Reproduce the full listing below unchanged, apart from the pictures.

····················

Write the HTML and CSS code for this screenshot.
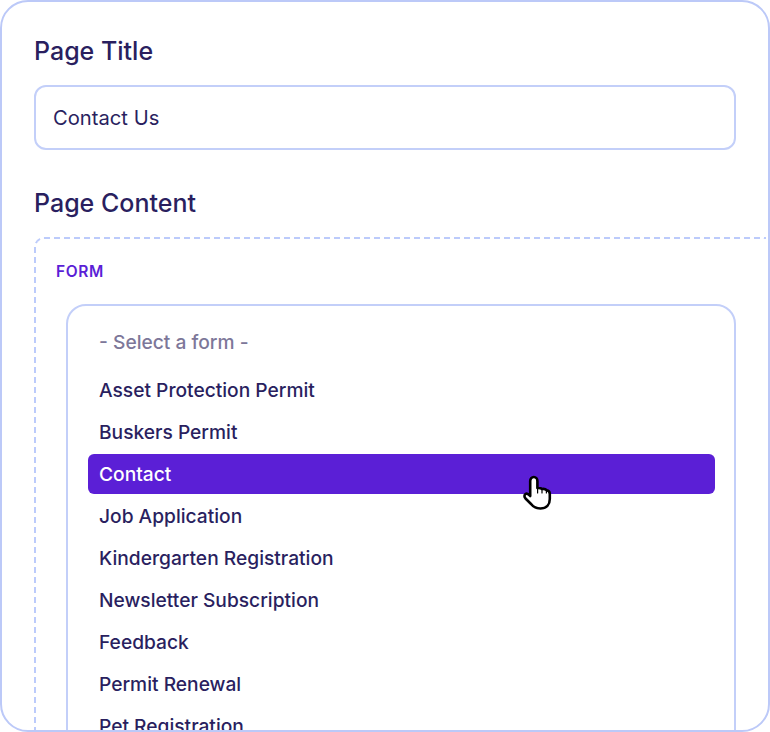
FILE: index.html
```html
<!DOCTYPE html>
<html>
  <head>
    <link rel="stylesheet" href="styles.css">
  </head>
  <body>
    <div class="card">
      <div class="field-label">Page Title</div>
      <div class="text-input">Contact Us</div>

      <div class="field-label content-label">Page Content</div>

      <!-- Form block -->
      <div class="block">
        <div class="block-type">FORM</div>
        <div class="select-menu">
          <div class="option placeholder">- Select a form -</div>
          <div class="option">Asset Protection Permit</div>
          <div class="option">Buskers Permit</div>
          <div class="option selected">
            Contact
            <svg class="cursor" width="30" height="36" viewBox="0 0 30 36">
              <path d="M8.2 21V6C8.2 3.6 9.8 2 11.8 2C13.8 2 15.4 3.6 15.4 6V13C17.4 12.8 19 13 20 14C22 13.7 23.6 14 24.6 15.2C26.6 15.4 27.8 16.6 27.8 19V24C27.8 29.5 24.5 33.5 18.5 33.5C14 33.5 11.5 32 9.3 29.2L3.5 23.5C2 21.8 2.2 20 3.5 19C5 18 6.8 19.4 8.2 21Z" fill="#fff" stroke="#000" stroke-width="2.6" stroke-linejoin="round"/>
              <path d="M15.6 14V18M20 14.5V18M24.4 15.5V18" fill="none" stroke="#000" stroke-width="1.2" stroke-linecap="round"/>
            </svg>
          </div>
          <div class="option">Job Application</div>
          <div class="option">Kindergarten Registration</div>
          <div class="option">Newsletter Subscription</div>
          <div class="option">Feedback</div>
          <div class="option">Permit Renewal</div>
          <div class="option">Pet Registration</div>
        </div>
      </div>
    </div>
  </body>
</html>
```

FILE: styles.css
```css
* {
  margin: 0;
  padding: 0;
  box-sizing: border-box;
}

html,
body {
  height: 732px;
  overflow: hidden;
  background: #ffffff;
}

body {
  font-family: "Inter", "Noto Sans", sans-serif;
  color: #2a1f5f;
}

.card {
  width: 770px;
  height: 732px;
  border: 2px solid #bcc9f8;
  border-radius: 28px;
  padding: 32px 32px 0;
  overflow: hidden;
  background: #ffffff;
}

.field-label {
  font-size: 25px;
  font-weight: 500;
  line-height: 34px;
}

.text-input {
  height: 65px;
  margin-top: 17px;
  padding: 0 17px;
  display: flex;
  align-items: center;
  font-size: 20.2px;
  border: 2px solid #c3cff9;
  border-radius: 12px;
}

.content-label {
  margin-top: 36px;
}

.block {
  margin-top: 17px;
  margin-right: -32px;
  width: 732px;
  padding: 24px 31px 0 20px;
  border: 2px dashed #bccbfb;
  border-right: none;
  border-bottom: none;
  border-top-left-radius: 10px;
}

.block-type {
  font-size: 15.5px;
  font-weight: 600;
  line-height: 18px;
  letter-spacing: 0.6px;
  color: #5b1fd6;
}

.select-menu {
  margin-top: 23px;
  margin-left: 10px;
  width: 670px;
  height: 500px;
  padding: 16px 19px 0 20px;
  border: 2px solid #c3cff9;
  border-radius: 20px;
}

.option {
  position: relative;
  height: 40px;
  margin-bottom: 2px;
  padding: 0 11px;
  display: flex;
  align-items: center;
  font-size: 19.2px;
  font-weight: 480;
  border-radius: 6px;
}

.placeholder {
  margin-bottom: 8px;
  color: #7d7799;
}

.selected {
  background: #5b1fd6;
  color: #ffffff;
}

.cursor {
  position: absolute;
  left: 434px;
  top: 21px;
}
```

····················

Completed exercise
Write the HTML and CSS code for this screenshot.
FILE: index.html
```html
<!DOCTYPE html>
<html>
  <head>
    <link rel="stylesheet" href="styles.css">
  </head>
  <body>
    <div class="card">
      <div class="field-label">Page Title</div>
      <div class="text-input">Contact Us</div>

      <div class="field-label content-label">Page Content</div>

      <!-- Form block -->
      <div class="block">
        <div class="block-type">FORM</div>
        <div class="select-menu">
          <div class="option placeholder">- Select a form -</div>
          <div class="option">Asset Protection Permit</div>
          <div class="option">Buskers Permit</div>
          <div class="option selected">
            Contact
            <svg class="cursor" width="30" height="36" viewBox="0 0 30 36">
              <path d="M8.2 21V6C8.2 3.6 9.8 2 11.8 2C13.8 2 15.4 3.6 15.4 6V13C17.4 12.8 19 13 20 14C22 13.7 23.6 14 24.6 15.2C26.6 15.4 27.8 16.6 27.8 19V24C27.8 29.5 24.5 33.5 18.5 33.5C14 33.5 11.5 32 9.3 29.2L3.5 23.5C2 21.8 2.2 20 3.5 19C5 18 6.8 19.4 8.2 21Z" fill="#fff" stroke="#000" stroke-width="2.6" stroke-linejoin="round"/>
              <path d="M15.6 14V18M20 14.5V18M24.4 15.5V18" fill="none" stroke="#000" stroke-width="1.2" stroke-linecap="round"/>
            </svg>
          </div>
          <div class="option">Job Application</div>
          <div class="option">Kindergarten Registration</div>
          <div class="option">Newsletter Subscription</div>
          <div class="option">Feedback</div>
          <div class="option">Permit Renewal</div>
          <div class="option">Pet Registration</div>
        </div>
      </div>
    </div>
  </body>
</html>
```

FILE: styles.css
```css
* {
  margin: 0;
  padding: 0;
  box-sizing: border-box;
}

html,
body {
  height: 732px;
  overflow: hidden;
  background: #ffffff;
}

body {
  font-family: "Inter", "Noto Sans", sans-serif;
  color: #2a1f5f;
}

.card {
  width: 770px;
  height: 732px;
  border: 2px solid #bcc9f8;
  border-radius: 28px;
  padding: 32px 32px 0;
  overflow: hidden;
  background: #ffffff;
}

.field-label {
  font-size: 25px;
  font-weight: 500;
  line-height: 34px;
}

.text-input {
  height: 65px;
  margin-top: 17px;
  padding: 0 17px;
  display: flex;
  align-items: center;
  font-size: 20.2px;
  border: 2px solid #c3cff9;
  border-radius: 12px;
}

.content-label {
  margin-top: 36px;
}

.block {
  margin-top: 17px;
  margin-right: -32px;
  width: 732px;
  padding: 24px 31px 0 20px;
  border: 2px dashed #bccbfb;
  border-right: none;
  border-bottom: none;
  border-top-left-radius: 10px;
}

.block-type {
  font-size: 15.5px;
  font-weight: 600;
  line-height: 18px;
  letter-spacing: 0.6px;
  color: #5b1fd6;
}

.select-menu {
  margin-top: 23px;
  margin-left: 10px;
  width: 670px;
  height: 500px;
  padding: 16px 19px 0 20px;
  border: 2px solid #c3cff9;
  border-radius: 20px;
}

.option {
  position: relative;
  height: 40px;
  margin-bottom: 2px;
  padding: 0 11px;
  display: flex;
  align-items: center;
  font-size: 19.2px;
  font-weight: 480;
  border-radius: 6px;
}

.placeholder {
  margin-bottom: 8px;
  color: #7d7799;
}

.selected {
  background: #5b1fd6;
  color: #ffffff;
}

.cursor {
  position: absolute;
  left: 434px;
  top: 21px;
}
```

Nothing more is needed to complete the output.